The Minister for Finance is to bring forward proposals to Government to gradually cap the interest rates that moneylenders can charge.
At present, moneylenders are allowed to charge interest rates with an Annual Percentage Rate (APR) of up to 187%.
Interest rate caps on moneylending are in place in 21 EU countries, including Germany, France and Italy.
Addressing the Oireachtas Committee on Finance, Public Expenditure and Reform, and Taoiseach this afternoon, Paschal Donohoe said the measure would be one of a number he will bring to cabinet shortly to address the issue of moneylender rates and to help modernise and enhance consumer protections in the industry.
Mr Donohoe said he is proposing that the caps be introduced gradually and responsibly and that the Minister for Finance will have the power to vary the interest rate caps in the future by regulation, taking account of appropriate factors and impacts.
These would include the viability of the moneylender sector and the potential impact on supply of a change.
Also to be taken into account would be the evolution of average interest rates and the potential impact on financial exclusion.
He said the regulations would only be made after the Minister has considered a report by regulator the Central Bank, that would assess the potential impact of reducing the caps.
Mr Donohoe added that an interest rate cap at the recommended limit would give the industry time to review their business practices and identify areas in which operational efficiencies can be achieved.
It would also allow time for the Central Bank to monitor the impact of the cap, to check that loan terms and amounts are not being manipulated in order for caps to be met and advise the Department of Finance of its findings.
The minister was speaking during a hearing on the Consumer Credit (Amendment) Bill 2018 – a private members Bill proposed by Sinn Fein’s Pearse Doherty.

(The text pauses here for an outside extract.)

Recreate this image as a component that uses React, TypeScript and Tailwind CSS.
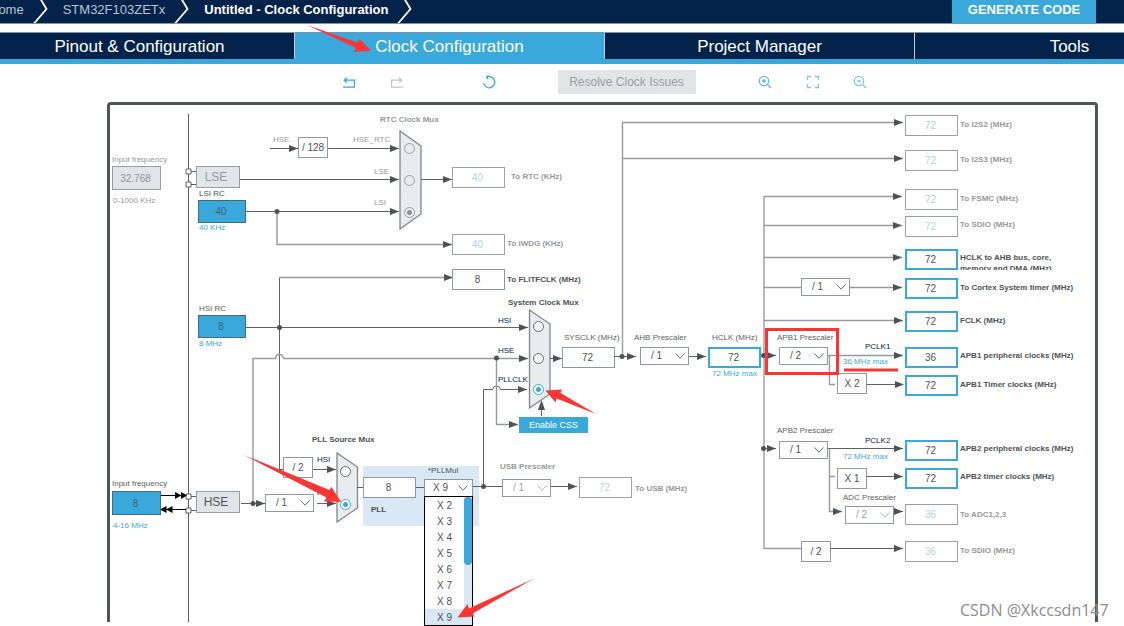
import React, { useState } from "react";

/* Board coordinates count from the top of the window; the board starts below the toolbar. */
const BOARD_TOP = 100;

type Tone = "dark" | "mid" | "gray" | "blue" | "navy";

const toneClass: Record<Tone, string> = {
  dark: "text-[#4d5256]",
  mid: "text-[#5d6164]",
  gray: "text-[#96999b]",
  blue: "text-[#39a9dc]",
  navy: "text-[#03234b]",
};

const place = (x: number, y: number, w?: number, h?: number): React.CSSProperties => ({
  left: x,
  top: y - BOARD_TOP,
  width: w,
  height: h,
});

/* y is the vertical middle of the text line */
function Caption({ x, y, text, tone = "mid", bold = false, htmlFor }: {
  x: number; y: number; text: string; tone?: Tone; bold?: boolean; htmlFor?: string;
}) {
  const cls = `absolute whitespace-nowrap text-[8px] leading-[10px] ${toneClass[tone]} ${bold ? "font-bold" : ""}`;
  return htmlFor ? (
    <label htmlFor={htmlFor} className={cls} style={place(x, y - 5)}>{text}</label>
  ) : (
    <span className={cls} style={place(x, y - 5)}>{text}</span>
  );
}

type Look = "off" | "plain" | "active" | "source" | "sourceOff";

const lookClass: Record<Look, string> = {
  off: "border border-[#9aa2a8] bg-white text-[#b9d0e6]",
  plain: "border border-[#8f989e] bg-white text-[#4d5256]",
  active: "border-2 border-[#39a9dc] bg-white text-[#4d5256]",
  source: "border border-[#47697c] bg-[#39a9dc] text-[#44606f]",
  sourceOff: "border border-[#959ea5] bg-[#e1e5e8] text-[#8c969c]",
};

function ValueBox({ id, x, y, w = 53, h = 21, value, look = "plain", label }: {
  id: string; x: number; y: number; w?: number; h?: number; value: string; look?: Look; label?: string;
}) {
  return (
    <input
      id={id}
      aria-label={label}
      defaultValue={value}
      disabled={look === "off" || look === "sourceOff"}
      className={`absolute p-0 pr-0.5 text-center text-[10px] leading-4 outline-none ${lookClass[look]}`}
      style={place(x, y, w, h)}
    />
  );
}

function Fixed({ x, y, text }: { x: number; y: number; text: string }) {
  return (
    <div
      className="absolute flex items-center justify-center whitespace-nowrap border border-[#8f989e] bg-white text-[10px] text-[#4d5256]"
      style={place(x, y, 30, 21)}
    >
      {text}
    </div>
  );
}

function Chevron({ color }: { color: string }) {
  return (
    <svg viewBox="0 0 10 6" className="pointer-events-none absolute right-1 top-1/2 h-1.5 w-2.5 -translate-y-1/2" aria-hidden="true">
      <path d="M.5 .5 5 5.200 9.500 .5" fill="none" stroke={color} strokeWidth="1" />
    </svg>
  );
}

function Prescaler({ id, x, y, value, label, off = false }: {
  id: string; x: number; y: number; value: string; label?: string; off?: boolean;
}) {
  return (
    <div className="absolute" style={place(x, y, 49, 18)}>
      <select
        id={id}
        aria-label={label}
        defaultValue={value}
        disabled={off}
        className={`block h-full w-full appearance-none border border-[#8f989e] bg-white p-0 pl-2.5 text-[10px] leading-4 opacity-100 outline-none ${off ? "text-[#9c9fa1]" : "text-[#4d5256]"}`}
      >
        {["/ 1", "/ 2", "/ 4", "/ 8", "/ 16"].map((o) => (
          <option key={o}>{o}</option>
        ))}
      </select>
      <Chevron color={off ? "#b3b7ba" : "#666a6d"} />
    </div>
  );
}

function MuxRadio({ group, x, y, label, checked, onChange, off = false }: {
  group: string; x: number; y: number; label: string; checked: boolean; onChange: () => void; off?: boolean;
}) {
  const ring = off
    ? "border-[#9c9fa1] checked:bg-[radial-gradient(circle,#8c9093_0_2px,transparent_3px)]"
    : "border-[#666a6d] checked:border-[#39a9dc] checked:bg-[radial-gradient(circle,#39a9dc_0_2px,#fff_3px)] bg-white";
  return (
    <input
      type="radio"
      name={group}
      aria-label={label}
      checked={checked}
      onChange={onChange}
      disabled={off}
      className={`absolute m-0 appearance-none rounded-full border ${ring}`}
      style={place(x - 5, y - 5, 11, 11)}
    />
  );
}

const outputs: { y: number; cap: number; value: string; text: string; on: boolean }[] = [
  { y: 115, cap: 125, value: "72", text: "To I2S2 (MHz)", on: false },
  { y: 150, cap: 160, value: "72", text: "To I2S3 (MHz)", on: false },
  { y: 189, cap: 199, value: "72", text: "To FSMC (MHz)", on: false },
  { y: 216, cap: 225, value: "72", text: "To SDIO (MHz)", on: false },
  { y: 278, cap: 288, value: "72", text: "To Cortex System timer (MHz)", on: true },
  { y: 311, cap: 321, value: "72", text: "FCLK (MHz)", on: true },
  { y: 347, cap: 356, value: "36", text: "APB1 peripheral clocks (MHz)", on: true },
  { y: 375, cap: 385, value: "72", text: "APB1 Timer clocks (MHz)", on: true },
  { y: 440, cap: 449, value: "72", text: "APB2 peripheral clocks (MHz)", on: true },
  { y: 468, cap: 477, value: "72", text: "APB2 timer clocks (MHz)", on: true },
  { y: 504, cap: 515, value: "36", text: "To ADC1,2,3", on: false },
  { y: 541, cap: 551, value: "36", text: "To SDIO (MHz)", on: false },
];

/* Tips of the arrow heads that point right */
const heads: [number, number][] = [
  [298, 148.5], [399, 148.5], [399, 179.5], [399, 211.5], [452, 179.5], [452, 244.5], [453, 277.5],
  [336, 469.5], [265, 503.5], [336, 503.5], [528, 327.5], [528, 358.5], [527, 389.5], [518, 424.5],
  [562, 358.5], [636, 356.5], [706, 356.5], [776, 355.5], [776, 448.5], [842, 511.5], [577, 486.5],
  [903, 122.5], [903, 158.5], [902, 196.5], [902, 225.5], [902, 257.5], [902, 287.5], [903, 320.5],
  [903, 355.5], [904, 384.5], [903, 448.5], [903, 476.5], [903, 511.5], [903, 548.5],
];

const dots: [number, number][] = [
  [277, 211.5], [279.5, 327.5], [253, 503.5], [496.5, 358], [622, 356.5], [763.5, 355.5], [763.5, 448.5], [483.5, 486.5],
];

function Wires() {
  return (
    <svg viewBox="0 100 1124 526" className="pointer-events-none absolute left-0 top-0 h-[526px] w-[1124px]" aria-hidden="true">
      <g fill="#e8ecef" stroke="#7f878c" strokeWidth="1.3">
        <path d="M400 131 421 146V214L400 229Z" />
        <path d="M529.5 310 550 324V394L529.5 408Z" />
        <path d="M337 453 357.500 467V508L337 522Z" />
      </g>
      <g fill="none" stroke="#5d6164" strokeWidth="1">
        <path d="M188.500 114V622" />
        <path d="M270 148.500H298M328 148.500H399M240 179.500H399M246 211.500H399M421 179.500H452" />
        <path d="M246 327.500H528M279.500 277.500V469.500H283M313 469.500H336" />
        <path d="M191 171.500H196M191 184.500H196M191 496.500H196M191 510.500H196" />
        <path d="M241 503.500H265M317 503.500H336M357 487.500H363M416 487.500H425M472 486.500H502M550 486.500H577" />
        <path d="M483.500 486.500V389.500H492.500Q493 386 496.500 386T500.500 389.500H527" />
        <path d="M550 358.500H562M615 356.500H636M688 356.500H706M541.500 416V403" />
        <path d="M760 355.500H776M764 448.500H776M828 448.500H903M866 476.500H903M866 384.500H903M893 511.500H903M831 548.500H903" />
      </g>
      <g fill="none" stroke="#979b9e" strokeWidth="1.4">
        <path d="M277 211.500V244.500H452M279.500 277.500H452" />
        <path d="M253 503V358.500H275.500Q276 354.500 279.500 354.500T283.500 358.500H528" />
        <path d="M496.500 358V424.500H518" />
        <path d="M622.500 356V122.500H903M622.500 158.500H903" />
        <path d="M764 196.500H902M764 225.500H902M764 257.500H902M764 287.500H902M764 320.500H903M764 196.500V548.500H801" />
        <path d="M828 355.500H903M829.500 355.500V384.500H835M829.500 448.500V511.500H842M829.500 476.500H835" />
      </g>
      <g fill="#4d5256">
        {heads.map(([x, y]) => (
          <path key={`${x}-${y}`} d={`M${x} ${y}L${x - 9} ${y - 3.5}V${y + 3.5}Z`} />
        ))}
        <path d="M541.500 400 538 410H545Z" />
        {dots.map(([x, y]) => (
          <circle key={`${x}-${y}`} cx={x} cy={y} r="2.5" />
        ))}
      </g>
      <g fill="#fff" stroke="#5d6164" strokeWidth="1">
        <path d="M186 169h5v5h-5ZM186 182h5v5h-5ZM186 494h5v5h-5ZM186 508h5v5h-5Z" />
      </g>
      <path d="M161 495.500H176M172 509.500H186" stroke="#000" fill="none" />
      <path d="M175 492 181.500 495.500 175 499ZM181 492 187 495.500 181 499ZM166.500 506 160 509.500 166.500 513ZM172.500 506 166 509.500 172.500 513Z" fill="#000" />
    </svg>
  );
}

function Marks() {
  return (
    <svg viewBox="0 0 1124 626" className="pointer-events-none absolute left-0 top-0 z-20 h-[626px] w-[1124px]" aria-hidden="true">
      <g fill="#fb3533">
        <path d="M307 25 357 42.500 359.500 39 371 50.500 354 52 356 48Z" />
        <path d="M244 455 329.500 490 331.500 487 341 502 324 501.500 326.500 497.500Z" />
        <path d="M545.500 390.500 562 389.500 560.500 393 596 414 556.500 398.500 555.500 402.500Z" />
        <path d="M457.500 617.500 467.500 604 469 608.500 534 578.500 472.500 613.500 474.500 616.500Z" />
        <path d="M844 368.500H898V371.500H844Z" />
      </g>
      <path d="M766.500 329.500H837.500V373.500H766.500Z" fill="none" stroke="#fb3533" strokeWidth="3" />
    </svg>
  );
}

function Crumb({ text, current = false }: { text: string; current?: boolean }) {
  return (
    <li className="flex shrink-0 items-start">
      <a href="#" className={`whitespace-nowrap pr-[9px] text-[13px] leading-5 ${current ? "font-bold text-white" : "text-[#b9c4d2]"}`}>{text}</a>
      <svg viewBox="0 0 15 23" className="mr-[15px] h-[23px] w-[15px]" aria-hidden="true">
        <path d="M7.500 -1 13.500 9 1 23.500" fill="none" stroke="#fff" strokeWidth="1.800" />
      </svg>
    </li>
  );
}

function Tool({ label, tone, className = "", children }: { label: string; tone: string; className?: string; children: React.ReactNode }) {
  return (
    <button type="button" aria-label={label} className={`h-3.5 w-3.5 shrink-0 ${className}`}>
      <svg viewBox="0 0 14 14" className="h-full w-full" fill="none" stroke={tone} strokeWidth="1.300">
        {children}
      </svg>
    </button>
  );
}

const tabs = ["Pinout & Configuration", "Clock Configuration", "Project Manager", "Tools"];
const factors = ["X 2", "X 3", "X 4", "X 5", "X 6", "X 7", "X 8", "X 9"];

export default function App() {
  const [tab, setTab] = useState("Clock Configuration");
  const [sys, setSys] = useState("PLLCLK");
  const [pll, setPll] = useState("HSE");
  const [factor, setFactor] = useState("X 9");

  return (
    <div className="relative min-h-screen overflow-hidden bg-white font-['Liberation_Sans',Arial,sans-serif]">
      <header className="flex h-6 items-start justify-between border-b border-[#8391a5] bg-[#03234b]">
        <nav aria-label="Breadcrumb">
          <ol className="-ml-[11px] flex">
            <Crumb text="Home" />
            <Crumb text="STM32F103ZETx" />
            <Crumb text="Untitled - Clock Configuration" current />
          </ol>
        </nav>
        <button type="button" className="mr-7 h-[23px] w-36 shrink-0 bg-[#39a9dc] pb-[3px] text-[13px] font-bold leading-5 text-white">
          GENERATE CODE
        </button>
      </header>

      <div role="tablist" className="-ml-[15px] -mr-[101px] mt-2 grid grid-cols-4 border-b-[5px] border-[#39a9dc]">
        {tabs.map((t) => (
          <button
            key={t}
            type="button"
            role="tab"
            aria-selected={tab === t}
            onClick={() => setTab(t)}
            className={`h-[27px] border-r border-t border-r-[#c5cdd6] border-t-[#8391a5] pt-0.5 text-[17px] leading-6 text-white ${tab === t ? "bg-[#39a9dc]" : "bg-[#03234b]"}`}
          >
            {t}
          </button>
        ))}
      </div>

      <div role="toolbar" className="flex h-9 items-center justify-center pl-[84px]">
        <Tool label="Undo" tone="#39a9dc">
          <path d="M1 12.200H12.500V5.200H2.500M5 2.700 2.200 5.200 5 7.700" />
        </Tool>
        <Tool label="Redo" tone="#c4c7c9" className="ml-[34px]">
          <path d="M13 12.200H1.500V5.200H11.500M9 2.700 11.800 5.200 9 7.700" />
        </Tool>
        <Tool label="Reset" tone="#39a9dc" className="ml-[78px]">
          <path d="M5 2A5.600 5.600 0 1 1 1.600 8M6.500 .5 4.500 2 6 4" />
        </Tool>
        <button type="button" disabled className="ml-[62px] h-6 w-[138px] shrink-0 whitespace-nowrap bg-[#e1e5e8] text-xs text-[#9a9fa3]">
          Resolve Clock Issues
        </button>
        <Tool label="Zoom in" tone="#62bce5" className="ml-[62px]">
          <circle cx="6" cy="6" r="4.700" />
          <path d="M9.500 9.500 13 13M6 4V8M4 6H8" />
        </Tool>
        <Tool label="Fit" tone="#7fc8ea" className="ml-[34px]">
          <path d="M1.500 5V1.500H5M9 1.500H12.500V5M12.500 9V12.500H9M5 12.500H1.500V9" />
        </Tool>
        <Tool label="Zoom out" tone="#7fc8ea" className="ml-[33px]">
          <circle cx="6" cy="6" r="4.700" />
          <path d="M9.500 9.500 13 13M4 6H8" />
        </Tool>
      </div>

      <main className="relative h-[526px]">
        <div className="absolute rounded-t-sm border-x-[3px] border-t-[3px] border-[#4f5457]" style={place(107, 102, 991, 520)} />
        <div className="absolute bg-[#d9e8f5]" style={place(363, 466, 116, 60)} />
        <Wires />

        {/* Sources */}
        <Caption x={112} y={160} text="Input frequency" tone="gray" htmlFor="lse-in" />
        <ValueBox id="lse-in" x={112} y={166} w={49} h={24} value="32.768" look="sourceOff" />
        <Caption x={113} y={201} text="0-1000 KHz" tone="gray" />
        <div className="absolute flex items-center justify-center border border-[#959ea5] bg-[#e1e5e8] pr-1 text-xs text-[#949ea5]" style={place(196, 166, 44, 22)}>LSE</div>
        <Caption x={199} y={194} text="LSI RC" tone="dark" htmlFor="lsi" />
        <ValueBox id="lsi" x={198} y={200} w={48} h={23} value="40" look="source" />
        <Caption x={199} y={228} text="40 KHz" tone="blue" />
        <Caption x={199} y={309} text="HSI RC" htmlFor="hsi" />
        <ValueBox id="hsi" x={198} y={315} w={48} h={23} value="8" look="source" />
        <Caption x={199} y={344} text="8 MHz" tone="blue" />
        <Caption x={112} y={484} text="Input frequency" htmlFor="hse-in" />
        <ValueBox id="hse-in" x={112} y={491} w={49} h={24} value="8" look="source" />
        <Caption x={113} y={526} text="4-16 MHz" tone="blue" />
        <div className="absolute flex items-center justify-center border border-[#959ea5] bg-[#e1e5e8] pr-1 text-xs text-[#4d5256]" style={place(196, 491, 44, 22)}>HSE</div>

        {/* RTC mux */}
        <Caption x={380} y={120} text="RTC Clock Mux" tone="gray" bold />
        <Caption x={273} y={140} text="HSE" tone="gray" />
        <Fixed x={298} y={137} text="/ 128" />
        <Caption x={353} y={140} text="HSE_RTC" tone="gray" />
        <Caption x={374} y={172} text="LSE" tone="gray" />
        <Caption x={374} y={203} text="LSI" tone="gray" />
        <MuxRadio group="rtc" label="HSE_RTC" x={409} y={148} checked={false} onChange={() => {}} off />
        <MuxRadio group="rtc" label="LSE" x={409} y={180} checked={false} onChange={() => {}} off />
        <MuxRadio group="rtc" label="LSI" x={409} y={212} checked onChange={() => {}} off />
        <ValueBox id="rtc-out" x={452} y={167} value="40" look="off" />
        <Caption x={511} y={177} text="To RTC (KHz)" tone="gray" bold htmlFor="rtc-out" />
        <ValueBox id="iwdg-out" x={452} y={234} value="40" look="off" />
        <Caption x={507} y={244} text="To IWDG (KHz)" tone="gray" bold htmlFor="iwdg-out" />
        <ValueBox id="flitf-out" x={452} y={269} value="8" />
        <Caption x={507} y={280} text="To FLITFCLK (MHz)" tone="dark" bold htmlFor="flitf-out" />

        {/* System clock mux */}
        <Caption x={508} y={303} text="System Clock Mux" tone="dark" bold />
        <Caption x={498} y={321} text="HSI" tone="navy" />
        <Caption x={498} y={351} text="HSE" tone="navy" />
        <Caption x={498} y={380} text="PLLCLK" tone="navy" />
        <MuxRadio group="sys" label="HSI" x={538} y={326} checked={sys === "HSI"} onChange={() => setSys("HSI")} />
        <MuxRadio group="sys" label="HSE" x={538} y={358} checked={sys === "HSE"} onChange={() => setSys("HSE")} />
        <MuxRadio group="sys" label="PLLCLK" x={538} y={389} checked={sys === "PLLCLK"} onChange={() => setSys("PLLCLK")} />
        <button type="button" className="absolute whitespace-nowrap bg-[#39a9dc] text-[9px] leading-4 text-white" style={place(519, 417, 69, 16)}>Enable CSS</button>
        <Caption x={564} y={338} text="SYSCLK (MHz)" htmlFor="sysclk" />
        <ValueBox id="sysclk" x={562} y={347} value="72" />
        <Caption x={634} y={338} text="AHB Prescaler" htmlFor="ahb" />
        <Prescaler id="ahb" x={640} y={347} value="/ 1" />
        <Caption x={712} y={338} text="HCLK (MHz)" htmlFor="hclk" />
        <ValueBox id="hclk" x={708} y={347} value="72" look="active" />
        <Caption x={712} y={374} text="72 MHz max" tone="blue" />

        {/* PLL */}
        <Caption x={312} y={440} text="PLL Source Mux" tone="dark" bold />
        <Fixed x={283} y={457} text="/ 2" />
        <Caption x={317} y={460} text="HSI" tone="navy" />
        <Caption x={317} y={493} text="HSE" tone="navy" />
        <Prescaler id="hse-div" x={265} y={494} value="/ 1" label="HSE divider" />
        <MuxRadio group="pll" label="HSI" x={345} y={471} checked={pll === "HSI"} onChange={() => setPll("HSI")} />
        <MuxRadio group="pll" label="HSE" x={345} y={504} checked={pll === "HSE"} onChange={() => setPll("HSE")} />
        <ValueBox id="pll-in" x={363} y={477} value="8" label="PLL" />
        <Caption x={371} y={510} text="PLL" tone="dark" bold />
        <Caption x={428} y={471} text="*PLLMul" tone="dark" htmlFor="pll-mul" />
        <button
          id="pll-mul"
          type="button"
          aria-haspopup="listbox"
          aria-expanded="true"
          className="absolute whitespace-nowrap border border-[#8f989e] bg-white pl-2 text-left text-[10px] leading-4 text-[#4d5256]"
          style={place(424, 479, 49, 18)}
        >
          {factor}
          <Chevron color="#666a6d" />
        </button>
        <div className="absolute z-10 flex border border-black bg-white" style={place(424, 496, 49, 130)}>
          <ul role="listbox" aria-labelledby="pll-mul" className="w-[39px]">
            {factors.map((f) => (
              <li
                key={f}
                role="option"
                aria-selected={f === factor}
                onClick={() => setFactor(f)}
                className={`h-4 cursor-default pl-3 text-[10px] leading-[18px] text-[#4d5256] ${f === factor ? "bg-[#d9e8f5]" : ""}`}
              >
                {f}
              </li>
            ))}
          </ul>
          <div className="flex-1 bg-[#d9e8f5]">
            <div className="h-[68px] rounded-full bg-[#39a9dc]" />
          </div>
        </div>
        <Caption x={500} y={467} text="USB Prescaler" tone="gray" bold htmlFor="usb-div" />
        <Prescaler id="usb-div" x={502} y={479} value="/ 1" off />
        <ValueBox id="usb-out" x={579} y={477} value="72" look="off" />
        <Caption x={635} y={489} text="To USB (MHz)" tone="gray" bold htmlFor="usb-out" />

        {/* Bus prescalers */}
        <Prescaler id="cortex" x={801} y={278} value="/ 1" label="Cortex prescaler" />
        <Caption x={777} y={338} text="APB1 Prescaler" htmlFor="apb1" />
        <Prescaler id="apb1" x={779} y={347} value="/ 2" />
        <Fixed x={837} y={373} text="X 2" />
        <Caption x={865} y={347} text="PCLK1" tone="navy" />
        <Caption x={843} y={362} text="36 MHz max" tone="blue" />
        <Caption x={777} y={431} text="APB2 Prescaler" htmlFor="apb2" />
        <Prescaler id="apb2" x={779} y={441} value="/ 1" />
        <Caption x={865} y={441} text="PCLK2" tone="navy" />
        <Caption x={843} y={457} text="72 MHz max" tone="blue" />
        <Fixed x={837} y={468} text="X 1" />
        <Caption x={843} y={498} text="ADC Prescaler" htmlFor="adc" />
        <Prescaler id="adc" x={845} y={506} value="/ 2" off />
        <Fixed x={801} y={541} text="/ 2" />

        {/* Outputs */}
        <ValueBox id="ahb-out" x={905} y={249} value="72" look="active" />
        <label
          htmlFor="ahb-out"
          className="absolute overflow-hidden whitespace-nowrap text-[8px] font-bold leading-[11px] text-[#4d5256]"
          style={place(960, 252, 120, 18)}
        >
          HCLK to AHB bus, core,
          <br />
          memory and DMA (MHz)
        </label>
        {outputs.map((o) => (
          <React.Fragment key={o.y}>
            <ValueBox id={`out-${o.y}`} x={905} y={o.y} value={o.value} look={o.on ? "active" : "off"} />
            <Caption x={960} y={o.cap} text={o.text} tone={o.on ? "dark" : "gray"} bold htmlFor={`out-${o.y}`} />
          </React.Fragment>
        ))}

        <p className="absolute whitespace-nowrap font-['Open_Sans','Noto_Sans',sans-serif] text-[16px] leading-5 text-[#8d8d8d]" style={place(960, 600)}>
          CSDN @Xkccsdn147
        </p>
      </main>

      <Marks />
    </div>
  );
}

It proposes a statutory cap of 36% on the APR that moneylenders could charge.
However, Mr Donohoe said he does not support the bill because an interest rate cap based only on APR is not considered the best approach, particularly for loans with a duration of one year or less.
He also said he is concerned at the proposal to reduce the APR to 36% as it may have an impact on the future provision of credit to people with a need for small amounts of accessible credit.